Now lets assume our worker expects to live 10 years and removes $14,400 a year which is taxed at an effective rate of 24%. Her tax owed would be:
14,400 * .24 = $3,456
If this tax were taken on of the monthly SS payment it would be $288 per month. Far less than the maximum benefit of $1, 900 per month that this worker based on her income would receive. So if DeLong is to be believed, the only possible way that the tax owed on private account withdrawals could exceed the SS benefit would be if the private account had achieved excellent returns over the previous 40 years.
This is a problem?
Oh sure, you'll note that DeLong also deducts the worker's Medicare premium from the monthly SS benefit to whittle away the $1,900. This however is a mistake that clouds the argument.
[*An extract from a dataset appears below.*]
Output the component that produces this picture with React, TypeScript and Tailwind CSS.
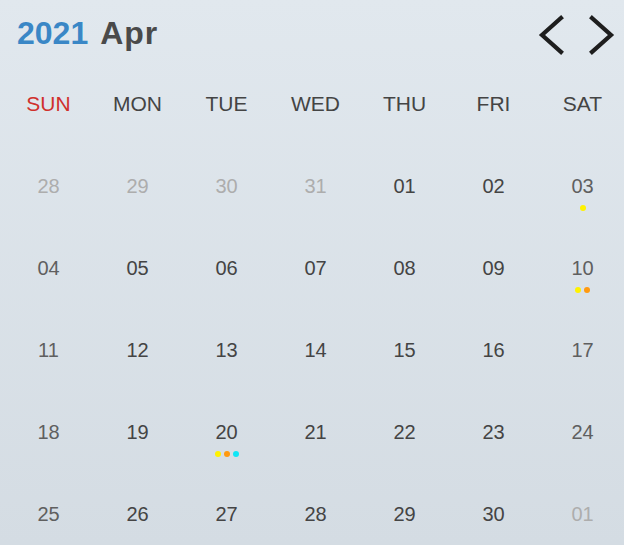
import React from 'react';

type Day = { n: string; muted?: boolean; dots?: string[] };

const YELLOW = 'bg-[#fff200]';
const ORANGE = 'bg-[#ff9a10]';
const CYAN = 'bg-[#10e6f6]';

const weekdays = ['SUN', 'MON', 'TUE', 'WED', 'THU', 'FRI', 'SAT'];

const weeks: Day[][] = [
  [
    { n: '28', muted: true },
    { n: '29', muted: true },
    { n: '30', muted: true },
    { n: '31', muted: true },
    { n: '01' },
    { n: '02' },
    { n: '03', dots: [YELLOW] },
  ],
  [
    { n: '04' },
    { n: '05' },
    { n: '06' },
    { n: '07' },
    { n: '08' },
    { n: '09' },
    { n: '10', dots: [YELLOW, ORANGE] },
  ],
  [{ n: '11' }, { n: '12' }, { n: '13' }, { n: '14' }, { n: '15' }, { n: '16' }, { n: '17' }],
  [
    { n: '18' },
    { n: '19' },
    { n: '20', dots: [YELLOW, ORANGE, CYAN] },
    { n: '21' },
    { n: '22' },
    { n: '23' },
    { n: '24' },
  ],
  [
    { n: '25' },
    { n: '26' },
    { n: '27' },
    { n: '28' },
    { n: '29' },
    { n: '30' },
    { n: '01', muted: true },
  ],
];

function Chevron({ dir }: { dir: 'left' | 'right' }) {
  const d = dir === 'left' ? 'M23 3 L4 20 L23 37' : 'M3 3 L22 20 L3 37';
  return (
    <svg width="26" height="40" viewBox="0 0 26 40" fill="none">
      <path d={d} stroke="#1e1e1e" strokeWidth="4.2" strokeLinecap="square" strokeLinejoin="miter" />
    </svg>
  );
}

export default function App() {
  return (
    <div
      className="w-[624px] h-[545px] overflow-hidden bg-gradient-to-b from-[#e1e8ee] to-[#d4dce3] text-[#444]"
      style={{ fontFamily: '"Liberation Sans", Arial, sans-serif' }}
    >
      {/* header */}
      <div className="h-[66px] flex items-center justify-between pl-[17px] pr-[9px]">
        <div className="text-[32px] leading-[32px] font-bold flex">
          <span className="text-[#3a87c6]">2021</span>
          <span className="text-[#4a4a4a] ml-[12px] tracking-[1px]">Apr</span>
        </div>
        <div className="flex items-center gap-[25px] pt-[3px]">
          <Chevron dir="left" />
          <Chevron dir="right" />
        </div>
      </div>

      {/* weekdays */}
      <div className="grid grid-cols-[repeat(7,89px)] pl-[4px] h-[79px] pt-[26px]">
        {weekdays.map((w, i) => (
          <div
            key={w}
            className={`text-center text-[21px] leading-[24px] ${i === 0 ? 'text-[#d0302c]' : 'text-[#444]'}`}
          >
            {w}
          </div>
        ))}
      </div>

      {/* days */}
      {weeks.map((week, wi) => (
        <div key={wi} className="grid grid-cols-[repeat(7,89px)] pl-[4px] h-[82px]">
          {week.map((d, di) => {
            const weekend = di === 0 || di === 6;
            const color = d.muted ? 'text-[#adadad]' : weekend ? 'text-[#5f5f5f]' : 'text-[#444]';
            return (
              <div key={di} className="flex flex-col items-center pt-[29px]">
                <div className={`text-[20px] leading-[24px] ${color}`}>{d.n}</div>
                <div className="flex gap-[3px] mt-[7px] h-[6px]">
                  {d.dots?.map((c, ci) => (
                    <span key={ci} className={`w-[6px] h-[6px] rounded-full ${c}`} />
                  ))}
                </div>
              </div>
            );
          })}
        </div>
      ))}
    </div>
  );
}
The premium is not a tax that the worker gets nothing in return for, it is the cost of the worker's healthcare and as such has very real value for the worker. So we cannot subtract this premium from the SS payment and make the statement that our worker ends up with zero due to private accounts.
So in conclusion, one can still be against progressive indexing and private accounts as solutions to SS on solid philosophical ground. To do so however one must also acknowledge that a problem exists, and about the only other alternative is to raise taxes. When you consider that we cannot continue to raise taxes for every social program without at some point doing serious damage to our economy, you begin to realize that there is merit to Bush's ideas.